Swanson also leveled serious criticism at the Oakland Police Department’s commanders. For example, the report notes that lower-level officers are often subjected to harsh discipline, even when their actions were approved by, or ordered by their commanding officers.

“In several cases, arbitrators have concluded that the Department focused its discipline on lower-level officers to the exclusion of their peers and superiors. In these cases, the arbitrators found the Department appeared more intent on demonstrating that it took some action in response to misconduct than on seeking to identify how widespread the misconduct actually was or how high up in the Department it reached.”
“The principal finding of our investigation is that the City has not shown a sense of urgency or concern about its handling of police discipline cases,” concluded Swanson.

Swanson’s report includes nineteen recommendations for the city to improve investigations of officer misconduct, the discipline process, preparation for arbitration when officers contest disciplinary action, and recommendations to improve the arbitration process so that the city can improve its performance record.

Oakland’s record in arbitrations is dismal, with arbitrators substantively reversing discipline against officers in a majority of cases. Swanson noted that in the 26 arbitrations covering the past five years he investigated, the city prevailed in only seven cases. According to Swanson’s review of the city’s record in arbitration:

“Of 19 cases where discipline wasn’t upheld, arbitrators threw out the disciplines entirely in 11 cases. In four of the remaining eight cases, the arbitrators reduced the discipline to a counseling memorandum or written reprimand. Thus, 15 of the 26 cases that went to arbitration in the past five years saw the discipline of suspension, demotion, or termination reduced to written reprimands or no discipline at all.”
Civil rights attorney Jim Chanin. - BERT JOHNSON
  • Bert Johnson
  • Civil rights attorney Jim Chanin.
“The bigger picture here is exactly the overwhelming nature of the indictment at hand,” said Jim Chanin, one of the attorneys representing plaintiffs in the Allen v. Oakland case that brought about federal oversight of OPD.

“The problem is that the department has come a long way, but even if they’ve come a long way on discipline, there’s still no real progress if in fact the discipline is not upheld under arbitration,” said Chanin. “Basically what’s happening is that when you do something really bad in Oakland, you’re more likely to get a paid a vacation than actual discipline.”

Chanin said the problem is ultimately a systemic one, with the entire city government at fault. “I do not blame the police union for this. I believe that everyone has a right to defense. That’s how our country works. The issue is not how good a job the union did in defending its members.

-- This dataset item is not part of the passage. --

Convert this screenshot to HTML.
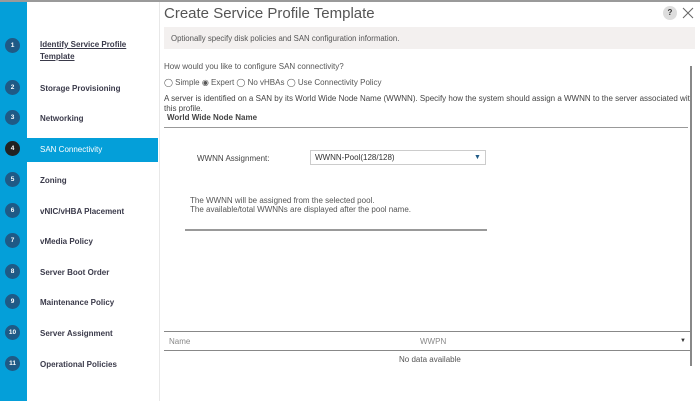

The issue is, why hasn’t the city done its job?”

Update: 5:40 pm

Oakland City Attorney Barbara Parker issued the following comment regarding Swanson's report.

We are wholeheartedly committed to continuing to work with the Court to achieve our mutual goal of Constitutional policing, and that includes a disciplinary process that is fair, effective and holds officers accountable for violations.

We recognize police discipline has been a difficult issue for the City over the years. We agree with many of the investigator’s recommendations, a number of which we implemented or addressed prior to the Court’s investigation, and appreciate the investigator’s acknowledgment of some of the work that we have done to address issues in the police discipline process.

Before the Court ordered its investigation, I conducted my own internal review of my Office’s handling of police arbitration cases when issues came to my attention including the timing of assignments of attorneys to police arbitrations.

As City Attorney I am responsible for the performance of the OCA, good or bad, and as we reported to the Court, I have taken steps to address the concerns that we identified regarding the handling of certain police arbitrations. These include reinstituting the Labor & Employment Unit, which has direct oversight of police arbitration cases; establishing a policy requiring retention of outside counsel well in advance of hearing dates; assigning additional in-house personnel budgeted by the Council this year to handle arbitration cases; formalizing an assessment process for each arbitration case after decisions are issued; and using additional personnel to closely track and coordinate police arbitration cases with the urgency they deserve
Update: 5:54

Oakland Police Chief Sean Whent issued the following comment regarding Swanson's report.

In response to the Report of the Court‐Appointed Investigator in Delphine Allen v. City of Oakland, which was released Thursday, April 16, 2015: we have reviewed the report and appreciate the seriousness of the shortcomings in the police disciplinary process that it has identified. We take police accountability very seriously. We agree with many of the recommendations for change made in the report and have implemented or are implementing several at this time. Some of the recommendations will require the approval of the Compliance Director before we can move forward. Our working relationship with the City Attorney’s Office has improved significantly in recent months and we believe the closer partnership will result in better arbitration results.